Requirement: The answer is a single number: how many lines hold the string "styles".

##### Supplied data #####

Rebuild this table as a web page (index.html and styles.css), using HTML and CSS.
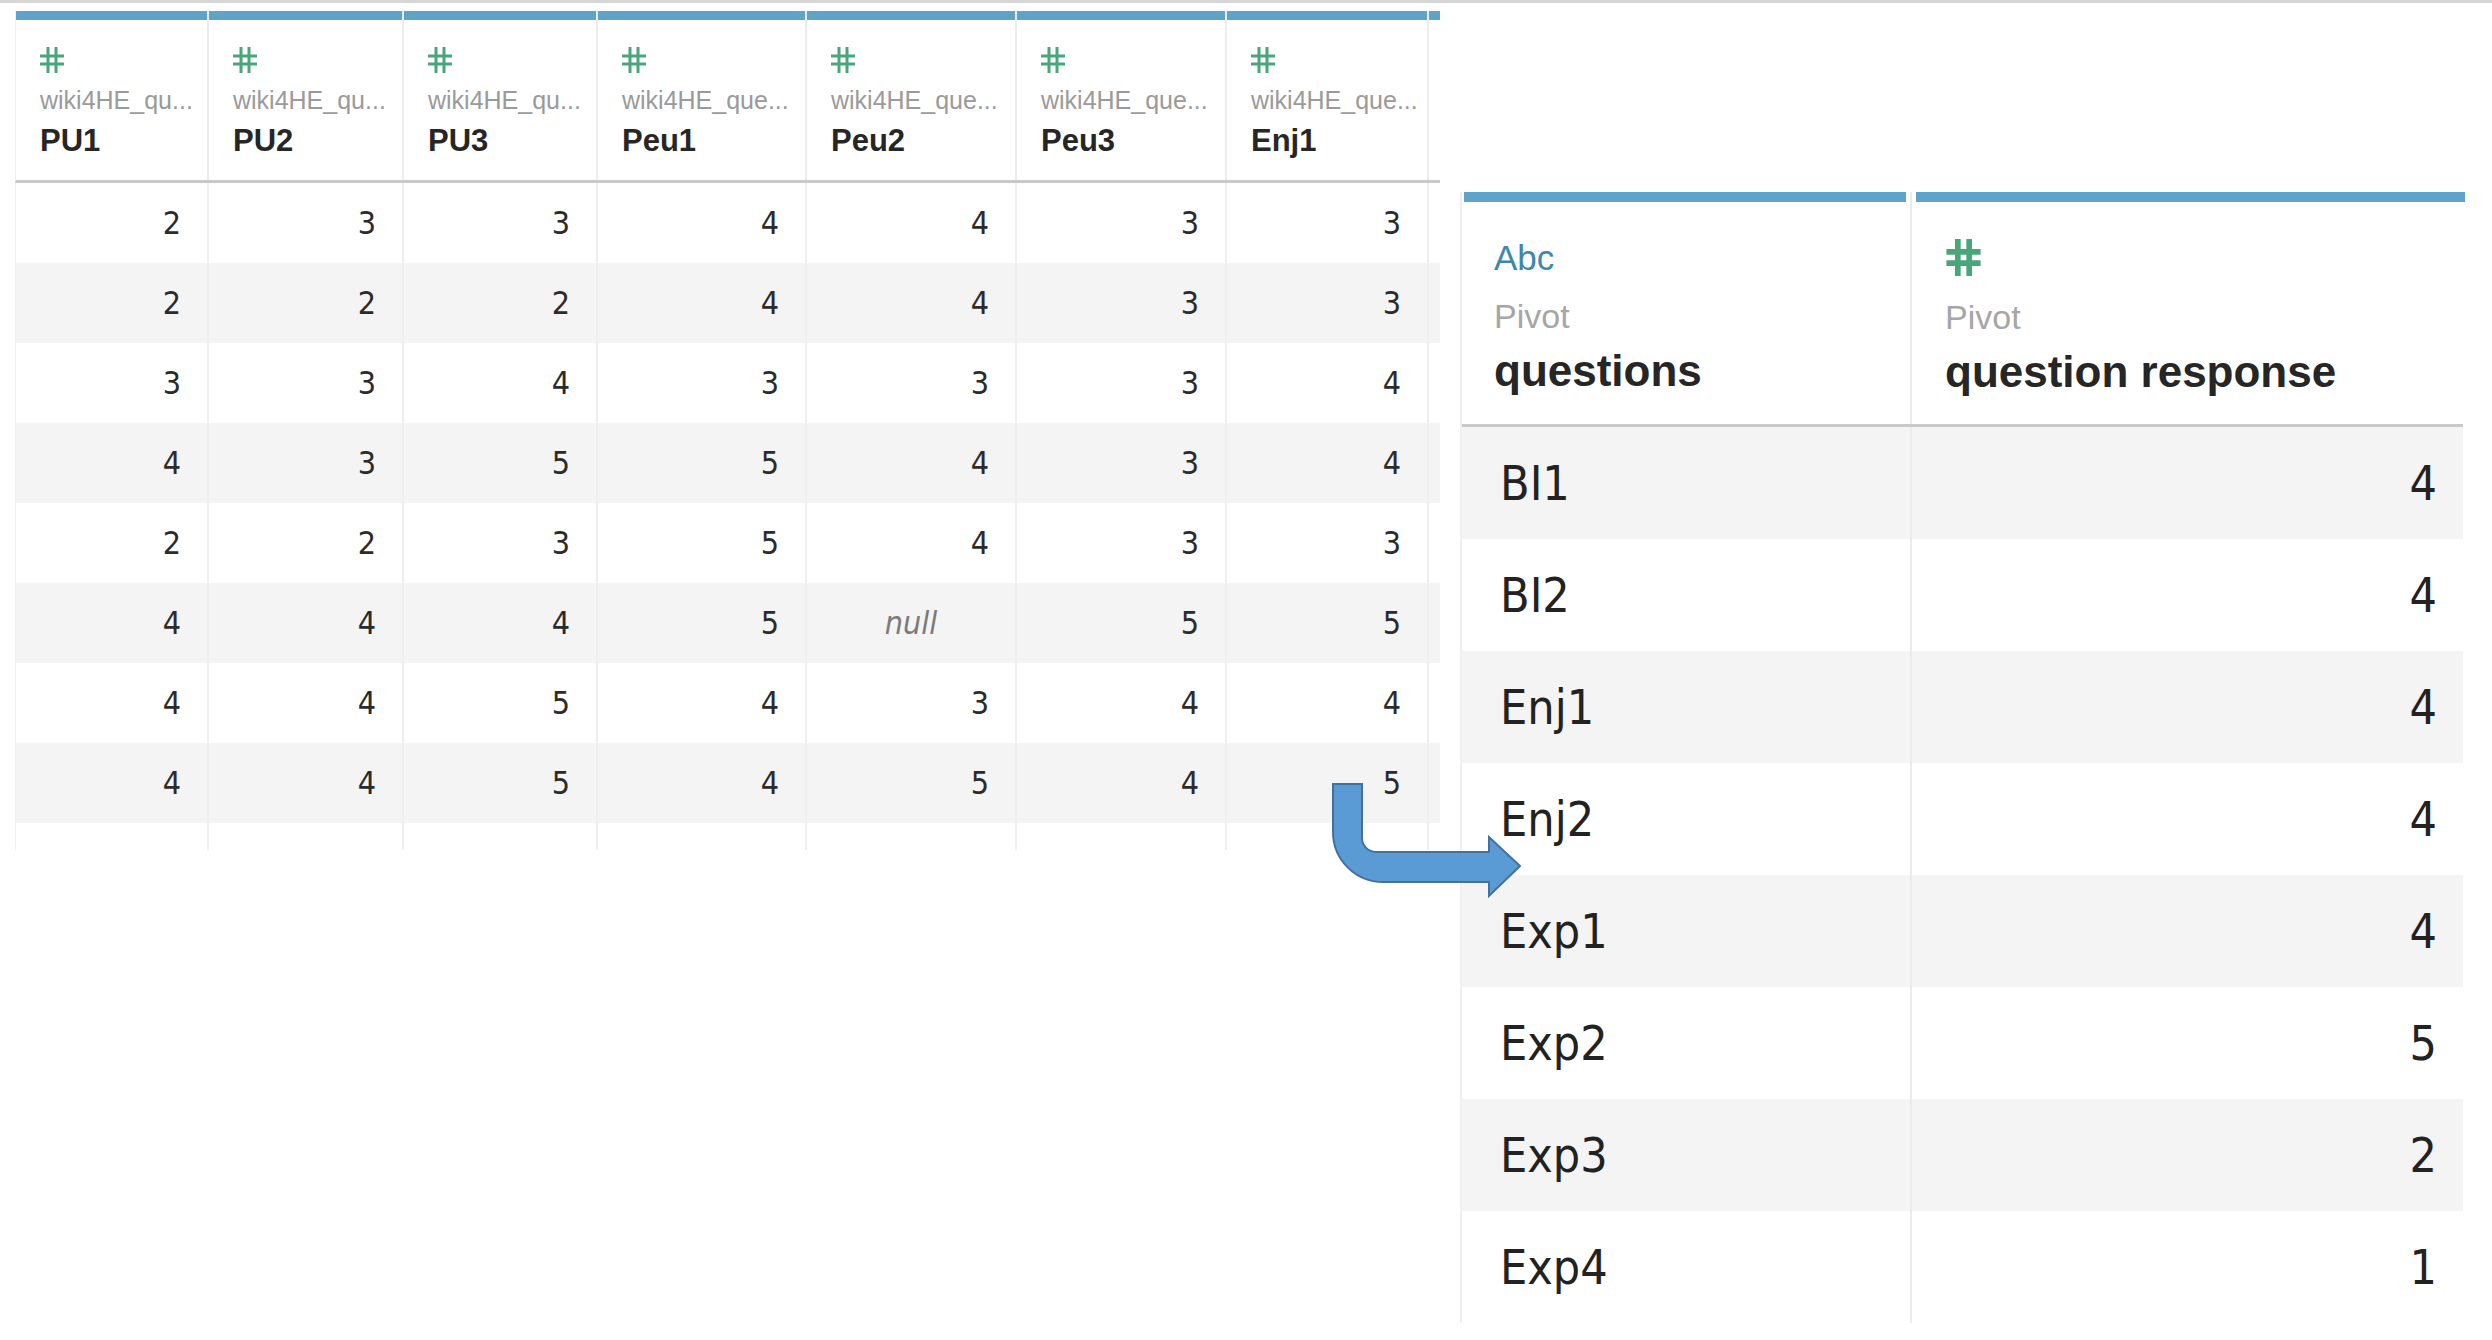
FILE: index.html
```html
<!DOCTYPE html>
<html lang="en">
<head>
<meta charset="utf-8">
<title>Pivot</title>
<link rel="stylesheet" href="styles.css">
</head>
<body>
<div class="topbar"></div>
<div class="stage">
  <div class="lt">
    <div class="lt-head">
      <div class="hc"><div class="bar"></div><div class="hc-body"><svg class="hash" viewBox="0 0 24 26"><path d="M8 0V26M16 0V26M0 9H24M0 17H24"/></svg><div class="src">wiki4HE_qu...</div><div class="name">PU1</div></div></div>
      <div class="hc"><div class="bar"></div><div class="hc-body"><svg class="hash" viewBox="0 0 24 26"><path d="M8 0V26M16 0V26M0 9H24M0 17H24"/></svg><div class="src">wiki4HE_qu...</div><div class="name">PU2</div></div></div>
      <div class="hc"><div class="bar"></div><div class="hc-body"><svg class="hash" viewBox="0 0 24 26"><path d="M8 0V26M16 0V26M0 9H24M0 17H24"/></svg><div class="src">wiki4HE_qu...</div><div class="name">PU3</div></div></div>
      <div class="hc"><div class="bar"></div><div class="hc-body"><svg class="hash" viewBox="0 0 24 26"><path d="M8 0V26M16 0V26M0 9H24M0 17H24"/></svg><div class="src">wiki4HE_que...</div><div class="name">Peu1</div></div></div>
      <div class="hc"><div class="bar"></div><div class="hc-body"><svg class="hash" viewBox="0 0 24 26"><path d="M8 0V26M16 0V26M0 9H24M0 17H24"/></svg><div class="src">wiki4HE_que...</div><div class="name">Peu2</div></div></div>
      <div class="hc"><div class="bar"></div><div class="hc-body"><svg class="hash" viewBox="0 0 24 26"><path d="M8 0V26M16 0V26M0 9H24M0 17H24"/></svg><div class="src">wiki4HE_que...</div><div class="name">Peu3</div></div></div>
      <div class="hc"><div class="bar"></div><div class="hc-body"><svg class="hash" viewBox="0 0 24 26"><path d="M8 0V26M16 0V26M0 9H24M0 17H24"/></svg><div class="src">wiki4HE_que...</div><div class="name">Enj1</div></div></div>
      <div class="hc sliver"><div class="bar"></div><div class="hc-body"></div></div>
    </div>
    <div class="lt-row"><div>2</div><div>3</div><div>3</div><div>4</div><div>4</div><div>3</div><div>3</div><div></div></div>
    <div class="lt-row alt"><div>2</div><div>2</div><div>2</div><div>4</div><div>4</div><div>3</div><div>3</div><div></div></div>
    <div class="lt-row"><div>3</div><div>3</div><div>4</div><div>3</div><div>3</div><div>3</div><div>4</div><div></div></div>
    <div class="lt-row alt"><div>4</div><div>3</div><div>5</div><div>5</div><div>4</div><div>3</div><div>4</div><div></div></div>
    <div class="lt-row"><div>2</div><div>2</div><div>3</div><div>5</div><div>4</div><div>3</div><div>3</div><div></div></div>
    <div class="lt-row alt"><div>4</div><div>4</div><div>4</div><div>5</div><div class="null">null</div><div>5</div><div>5</div><div></div></div>
    <div class="lt-row"><div>4</div><div>4</div><div>5</div><div>4</div><div>3</div><div>4</div><div>4</div><div></div></div>
    <div class="lt-row alt"><div>4</div><div>4</div><div>5</div><div>4</div><div>5</div><div>4</div><div>5</div><div></div></div>
    <div class="lt-row tail"><div></div><div></div><div></div><div></div><div></div><div></div><div></div><div></div></div>
  </div>

  <div class="rt">
    <div class="rt-head">
      <div class="rh"><div class="bar"></div><div class="rh-body"><div class="abc">Abc</div><div class="pivot">Pivot</div><div class="rname">questions</div></div></div>
      <div class="rh"><div class="bar"></div><div class="rh-body"><div class="abc"><svg class="hash big" viewBox="0 0 24 26"><path d="M8 0V26M16 0V26M0 9H24M0 17H24"/></svg></div><div class="pivot">Pivot</div><div class="rname">question response</div></div></div>
    </div>
    <div class="rt-row alt"><div class="q">BI1</div><div class="v">4</div></div>
    <div class="rt-row"><div class="q">BI2</div><div class="v">4</div></div>
    <div class="rt-row alt"><div class="q">Enj1</div><div class="v">4</div></div>
    <div class="rt-row"><div class="q">Enj2</div><div class="v">4</div></div>
    <div class="rt-row alt"><div class="q">Exp1</div><div class="v">4</div></div>
    <div class="rt-row"><div class="q">Exp2</div><div class="v">5</div></div>
    <div class="rt-row alt"><div class="q">Exp3</div><div class="v">2</div></div>
    <div class="rt-row"><div class="q">Exp4</div><div class="v">1</div></div>
  </div>

  <svg class="arrow" viewBox="0 0 205 130" width="205" height="130">
    <path d="M8 9 L37 9 L37 63 A14 14 0 0 0 51 77 L164 77 L164 62 L195 91 L164 121 L164 107 L58 107 A50 50 0 0 1 8 57 Z"/>
  </svg>
</div>
</body>
</html>
```

FILE: styles.css
```css
* { box-sizing: border-box; }
html, body { margin: 0; padding: 0; background: #ffffff; }
body { font-family: "Liberation Sans", Arial, sans-serif; color: #2b2b2b; width: 2492px; height: 1340px; overflow: hidden; }

.topbar { height: 3px; background: #d6d6d6; }

.stage { display: flex; align-items: flex-start; padding-left: 16px; }

/* ---------- left table ---------- */
.lt { margin-top: 8px; width: 1424px; }
.lt-head, .lt-row {
  display: grid;
  grid-template-columns: 193px 195px 194px 209px 210px 210px 202px 11px;
}
.lt-head { border-bottom: 3px solid #c9c9cb; }
.hc { border-right: 2px solid #ececec; height: 169px; }
.hc.sliver { border-right: 0; }
.hc .bar { height: 9px; background: #5fa3c8; margin-right: 0; }
.hc-body { padding: 27px 0 0 24px; }
.hash { display: block; width: 24px; height: 26px; fill: none; stroke: #4aa57a; stroke-width: 3; }
.src { margin-top: 12px; font-size: 25px; line-height: 30px; color: #9a9a9a; white-space: nowrap; }
.name { margin-top: 9px; font-size: 31px; line-height: 34px; font-weight: bold; color: #262626; }

.lt-row > div {
  height: 80px;
  border-right: 2px solid #efefef;
  text-align: right;
  padding-right: 26px;
  font-family: "DejaVu Sans Condensed", "Liberation Sans Narrow", "DejaVu Sans", sans-serif;
  font-stretch: condensed;
  font-size: 32px;
  line-height: 80px;
  color: #2b2b2b;
}
.lt-row > div:last-child { border-right: 0; padding: 0; }
.lt-row.alt { background: #f4f4f4; }
.lt-row > .null { text-align: center; padding-right: 0; font-style: italic; color: #7a7a7a; }
.lt-row.tail > div { height: 27px; }
.lt-row:not(.alt) { background: #ffffff; }
.lt-head, .lt-row { border-left: 1px solid #efefef; margin-left: -1px; }

/* ---------- right table ---------- */
.rt { margin-left: 20px; margin-top: 189px; width: 1003px; border-left: 2px solid #efefef; }
.rt-head, .rt-row { display: grid; grid-template-columns: 450px 553px; }
.rt-head { border-bottom: 3px solid #c9c9cb; }
.rh { height: 232px; }
.rh:first-child { border-right: 2px solid #ececec; }
.rh .bar { height: 10px; background: #5fa3c8; margin: 0 4px 0 2px; }
.rh:last-child .bar { margin: 0 0 0 4px; }
.rh-body { padding: 36px 0 0 32px; }
.rh:last-child .rh-body { padding-left: 33px; }
.abc { height: 40px; font-size: 35px; line-height: 40px; color: #3d88ab; }
.hash.big { width: 37px; height: 37px; stroke-width: 4; margin-top: 1px; }
.pivot { margin-top: 18px; font-size: 34px; line-height: 40px; color: #a6a6a6; }
.rname { margin-top: 10px; font-size: 44px; line-height: 50px; font-weight: bold; color: #262626; white-space: nowrap; }

.rt-row > div {
  height: 112px;
  font-family: "DejaVu Sans Condensed", "Liberation Sans Narrow", "DejaVu Sans", sans-serif;
  font-stretch: condensed;
  font-size: 48px;
  line-height: 112px;
  color: #222222;
}
.rt-row .q { padding-left: 38px; border-right: 2px solid #ececec; }
.rt-row .v { text-align: right; padding-right: 28px; }
.rt-row.alt { background: #f4f4f4; }

/* ---------- arrow overlay ---------- */
.arrow { position: absolute; left: 1325px; top: 775px; overflow: visible; }
.arrow path { fill: #5b9bd5; stroke: #41719c; stroke-width: 2; }
```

#####

Complete output: 3